The next tranche of banking, argues John Kay, would be given more limited protection, at an insurance cost, and it would include the type of business banking that could withstand temporary disruption.
The casino, investment banking divisions would be left to operate more freely, in the knowledge that they have no protection, and could not collapse the rest of the system.
It remains unclear if you could have single corporations with firewalls installed to ensure these elements can be separated.
Credit crunch
In the eyes of some very senior Scottish bankers quizzing Kay, the questions included: how could this could meet the needs of business customers, whose needs for hedging instruments seem to fall across the boundaries laid down?
Would it provide sufficient returns to attract the necessary capital investment for existing banks or newcomers, when a less rigorous split in less regulated countries and sectors could take that capital elsewhere?
How can we encourage more diversity, with different types and sizes of banks specialising in different things? This addresses one of the results of Britain's banking regime - in a trade-off of domestic diversity against globalised scale of its big players, it is big scale that has won so far.
If unsubsidised by the profits that usually flow from investment banking, would the British public be willing to pay the costs of providing the nation's basic financial plumbing?
The message from bankers is: if you want narrow banking, don't think current accounts could remain free.
What about the contraction of credit?
The unravelling of banking as it has developed would mean an unravelling of the leverage that has provided credit at levels for which the economy has become geared.
Take the banks apart, require bigger capital balance, and it's hard to see how credit could do anything other than contract - a new type of credit crunch.
There are consequences to the proposition that banks need broken up. And there are unknowns.
The most obvious 'known', however, is that it would tear apart the vast machine centred on the City of London that has been pumping earnings into the British economy and the Treasury.

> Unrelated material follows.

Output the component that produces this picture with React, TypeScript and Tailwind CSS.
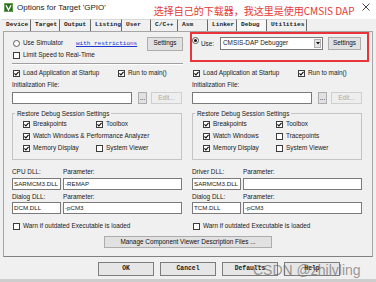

If it is as broken as John Kay and others say, and if it could be reformed to focus more on the needs of customers, breaking up Britain's international banking advantage could be an attractive political option.
Good riddance, argues Kay.
But the Big British Bank Break-up would need to be accompanied with a political narrative that offers the Next Big Thing to take its place in generating jobs and revenue.
And no politician has found that yet.